September 22nd, 2007 at 2:10 pm
Just a brief, and belated (just found your blog) comment on music and transcendent experiences.
I’m so glad to know the source of When We Are Gone. At a Lammas camp I attended this year, it was when we sang that song during the closing ritual that I began to cry and finally “arrived” in the magnificent river valley where the camp was being held.
I met you, Anne, at the recent discussion about Reclaiming held in Seattle. We sang a song during the closing, and just as we dropped into the trance like place, where the song became a way of weaving energy and I felt tears come to my eyes “yes, this is what I’ve been missing,” a woman started speeding up the pace and clapping her hands. It was a good example of what is hard about doing a ritual where everyone is an expert and can have what they want. What was interesting to me was that the group held–partly due to your steady voice–and we kept on singing at the slower pace. I realized that this was one of the valuable skills I learned from Reclaiming: that you can influence the energy of an entire group, by staying true to your intention.

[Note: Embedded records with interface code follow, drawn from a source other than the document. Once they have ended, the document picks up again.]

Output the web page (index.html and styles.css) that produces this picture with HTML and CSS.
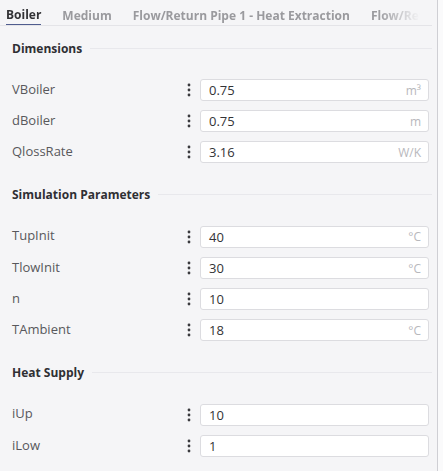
FILE: index.html
```html
<!DOCTYPE html>
<html>
<head>
<meta charset="utf-8">
<link rel="stylesheet" href="styles.css">
</head>
<body>
<div class="panel">
  <div class="tabbar">
    <div class="tabs">
      <span class="tab active">Boiler</span>
      <span class="tab">Medium</span>
      <span class="tab">Flow/Return Pipe 1 - Heat Extraction</span>
      <span class="tab last">Flow/Return Pipe 2 - Heat Supply</span>
    </div>
  </div>
  <div class="content">
    <section class="group">
      <h3 class="heading"><span>Dimensions</span></h3>
      <div class="rows">
        <div class="row"><span class="label">VBoiler</span><span class="dots"><svg width="6" height="14" viewBox="0 0 6 14"><circle cx="3" cy="2" r="1.4"/><circle cx="3" cy="7" r="1.4"/><circle cx="3" cy="12" r="1.4"/></svg></span><div class="field"><span class="val">0.75</span><span class="unit">m³</span></div></div>
        <div class="row"><span class="label">dBoiler</span><span class="dots"><svg width="6" height="14" viewBox="0 0 6 14"><circle cx="3" cy="2" r="1.4"/><circle cx="3" cy="7" r="1.4"/><circle cx="3" cy="12" r="1.4"/></svg></span><div class="field"><span class="val">0.75</span><span class="unit">m</span></div></div>
        <div class="row"><span class="label">QlossRate</span><span class="dots"><svg width="6" height="14" viewBox="0 0 6 14"><circle cx="3" cy="2" r="1.4"/><circle cx="3" cy="7" r="1.4"/><circle cx="3" cy="12" r="1.4"/></svg></span><div class="field"><span class="val">3.16</span><span class="unit">W/K</span></div></div>
      </div>
    </section>
    <section class="group">
      <h3 class="heading"><span>Simulation Parameters</span></h3>
      <div class="rows">
        <div class="row"><span class="label">TupInit</span><span class="dots"><svg width="6" height="14" viewBox="0 0 6 14"><circle cx="3" cy="2" r="1.4"/><circle cx="3" cy="7" r="1.4"/><circle cx="3" cy="12" r="1.4"/></svg></span><div class="field"><span class="val">40</span><span class="unit">°C</span></div></div>
        <div class="row"><span class="label">TlowInit</span><span class="dots"><svg width="6" height="14" viewBox="0 0 6 14"><circle cx="3" cy="2" r="1.4"/><circle cx="3" cy="7" r="1.4"/><circle cx="3" cy="12" r="1.4"/></svg></span><div class="field"><span class="val">30</span><span class="unit">°C</span></div></div>
        <div class="row"><span class="label">n</span><span class="dots"><svg width="6" height="14" viewBox="0 0 6 14"><circle cx="3" cy="2" r="1.4"/><circle cx="3" cy="7" r="1.4"/><circle cx="3" cy="12" r="1.4"/></svg></span><div class="field"><span class="val">10</span></div></div>
        <div class="row"><span class="label">TAmbient</span><span class="dots"><svg width="6" height="14" viewBox="0 0 6 14"><circle cx="3" cy="2" r="1.4"/><circle cx="3" cy="7" r="1.4"/><circle cx="3" cy="12" r="1.4"/></svg></span><div class="field"><span class="val">18</span><span class="unit">°C</span></div></div>
      </div>
    </section>
    <section class="group">
      <h3 class="heading"><span>Heat Supply</span></h3>
      <div class="rows">
        <div class="row"><span class="label">iUp</span><span class="dots"><svg width="6" height="14" viewBox="0 0 6 14"><circle cx="3" cy="2" r="1.4"/><circle cx="3" cy="7" r="1.4"/><circle cx="3" cy="12" r="1.4"/></svg></span><div class="field"><span class="val">10</span></div></div>
        <div class="row"><span class="label">iLow</span><span class="dots"><svg width="6" height="14" viewBox="0 0 6 14"><circle cx="3" cy="2" r="1.4"/><circle cx="3" cy="7" r="1.4"/><circle cx="3" cy="12" r="1.4"/></svg></span><div class="field"><span class="val">1</span></div></div>
      </div>
    </section>
  </div>
</div>
</body>
</html>
```
FILE: styles.css
```css
* { box-sizing: border-box; }
html, body { margin: 0; padding: 0; }
body {
  background: #fafafb;
  font-family: "Open Sans", "Noto Sans", sans-serif;
  width: 443px;
  height: 471px;
  overflow: hidden;
}
.panel {
  width: 438px;
  height: 471px;
  background: #f5f5f7;
  border-right: 1px solid #cfcfd4;
  padding-right: 5px;
}
.tabbar {
  height: 26px;
  border-bottom: 1px solid #e4e4e8;
  overflow: hidden;
}
.tabs {
  display: flex;
  gap: 21px;
  padding-left: 6px;
  white-space: nowrap;
  width: 420px;
  overflow: hidden;
  -webkit-mask-image: linear-gradient(to right, #000 calc(100% - 42px), transparent 100%);
  mask-image: linear-gradient(to right, #000 calc(100% - 42px), transparent 100%);
}
.tab {
  font-size: 12px;
  font-weight: 700;
  color: #9a9a9e;
  height: 26px;
  line-height: 32px;
  flex: none;
}
.tab.last {
  flex: 1 1 auto;
  min-width: 0;
  overflow: hidden;
}
.tab.active {
  color: #333336;
  border-bottom: 2px solid #4f5c8e;
  line-height: 30px;
}
.content {
  padding: 12px 0 0 12px;
}
.group { margin-bottom: 21.5px; }
.heading {
  margin: 0 0 21px 0;
  height: 20px;
  display: flex;
  align-items: center;
  gap: 8px;
  font-size: 12px;
  font-weight: 700;
  color: #2f2f33;
}
.heading::after {
  content: "";
  flex: 1;
  height: 1px;
  background: #e8e8ec;
}
.rows {
  display: flex;
  flex-direction: column;
  gap: 9.2px;
  padding-right: 3px;
}
.row {
  display: grid;
  grid-template-columns: 1fr 10px 229px;
  column-gap: 6px;
  align-items: center;
  height: 22px;
}
.label {
  font-size: 13px;
  color: #58585c;
  margin-bottom: 3px;
}
.dots {
  display: flex;
  justify-content: center;
  fill: #3a3a3e;
}
.dots svg { display: block; }
.field {
  height: 22px;
  background: #fff;
  border: 1px solid #dcdce0;
  border-radius: 3px;
  display: flex;
  align-items: center;
  justify-content: space-between;
  padding: 0 7px 0 8px;
}
.val {
  font-size: 13px;
  color: #333336;
}
.unit {
  font-size: 12px;
  color: #b8b8bc;
}
```
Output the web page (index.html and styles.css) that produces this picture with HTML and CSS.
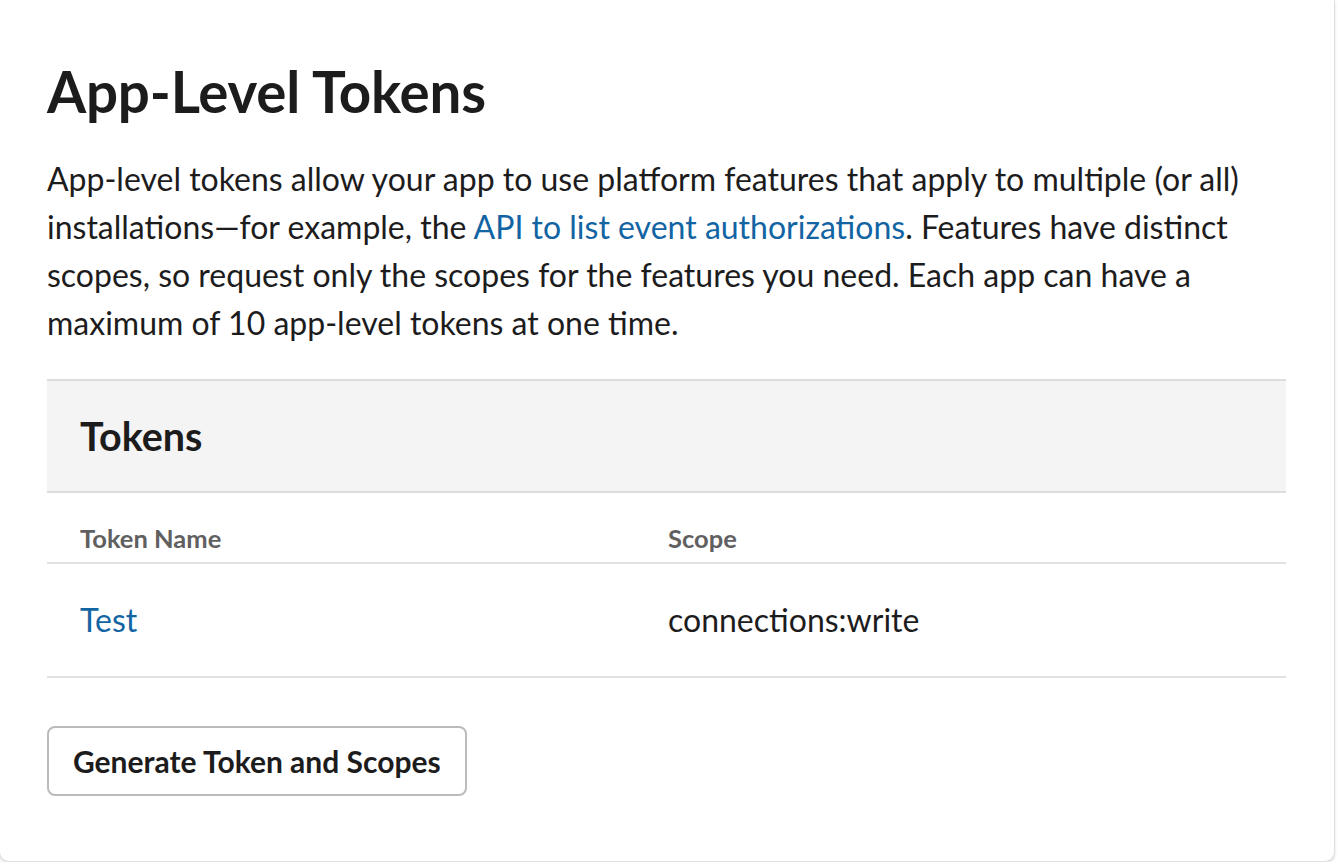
FILE: index.html
```html
<!DOCTYPE html>
<html lang="en">
<head>
<meta charset="utf-8">
<title>App-Level Tokens</title>
<link rel="stylesheet" href="styles.css">
</head>
<body>
<div class="card">
  <h1 class="title">App-Level Tokens</h1>
  <p class="intro">App-level tokens allow your app to use platform features that apply to multiple (or all) installations—for example, the <a href="#" class="link">API to list event authorizations</a>. Features have distinct scopes, so request only the scopes for the features you need. Each app can have a maximum of 10 app-level tokens at one time.</p>
  <section class="tokens">
    <div class="tokens-head"><h2 class="tokens-title">Tokens</h2></div>
    <div class="row row-head">
      <div class="cell">Token Name</div>
      <div class="cell">Scope</div>
    </div>
    <div class="row row-body">
      <div class="cell"><a href="#" class="link">Test</a></div>
      <div class="cell">connections:write</div>
    </div>
  </section>
  <button class="btn">Generate Token and Scopes</button>
</div>
</body>
</html>
```

FILE: styles.css
```css
html, body {
  margin: 0;
  padding: 0;
  background: #ffffff;
}
body {
  font-family: Lato, "Noto Sans", sans-serif;
  color: #1d1c1d;
}
.card {
  box-sizing: border-box;
  width: 1336px;
  margin-left: -1px;
  padding: 58px 48px 65px 47px;
  background: #fff;
  border: 1px solid #e0e0e0;
  border-top: none;
  border-radius: 0 0 10px 10px;
  box-shadow: 0 2px 3px rgba(0, 0, 0, 0.12);
}
.title {
  margin: 0;
  font-size: 56.5px;
  line-height: 67px;
  font-weight: 700;
  letter-spacing: -0.2px;
}
.intro {
  margin: 30px 0 0;
  font-size: 32px;
  line-height: 48px;
  font-weight: 400;
}
.link {
  color: #1264a3;
  text-decoration: none;
}
.tokens {
  margin-top: 32px;
}
.tokens-head {
  background: #f4f4f4;
  border-top: 2px solid #dddddd;
  border-bottom: 2px solid #dddddd;
  height: 110px;
  display: flex;
  align-items: center;
  padding: 0 33px;
}
.tokens-title {
  margin: 0;
  font-size: 39.5px;
  font-weight: 700;
  line-height: 46px;
}
.row {
  display: grid;
  grid-template-columns: 588px 1fr;
  border-bottom: 2px solid #e2e2e2;
}
.cell {
  padding: 0 33px;
}
.row-head {
  height: 69px;
  align-items: end;
  font-size: 25.5px;
  font-weight: 700;
  color: #616061;
  line-height: 30px;
}
.row-head .cell {
  padding-bottom: 9px;
}
.row-body {
  height: 112px;
  align-items: center;
  font-size: 32px;
  line-height: 38px;
}
.btn {
  margin-top: 48px;
  box-sizing: border-box;
  height: 70px;
  padding: 0 24px;
  background: #fff;
  border: 2px solid #bbbbbb;
  border-radius: 8px;
  font-family: Lato, "Noto Sans", sans-serif;
  font-size: 30px;
  font-weight: 700;
  color: #1d1c1d;
  display: block;
}
```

Another example. I remember one witch camp when Adrienne P created/”dreamed” a song that fit with the theme of the camp. One night, I think it was after the camp meeting, about eight of gathered outside the lodge and began singing the song. After a few rounds, I was wondering when we would stop. And then after a while I didn’t care if we ever stopped. And then after about an hour, our singing just came to a conclusion naturally. (Another great gift from Reclaiming ritual–I often find in other groups that the energy is forced and manipulated rather than allowed to peak and resolve naturally). That hour of singing was the most transcendent experience I had at that camp. I think it had something to do with being able to create something of such beauty with others and losing the sense of self in the process.
September 25th, 2007 at 5:17 pm
Thanks for that, Waverly. Your experience singing at camp sounds just right. It is so true about many things: if we keep going past our kneejerk feelings of boredom, something shifts and a new landscape opens up. I love that in chanting especially.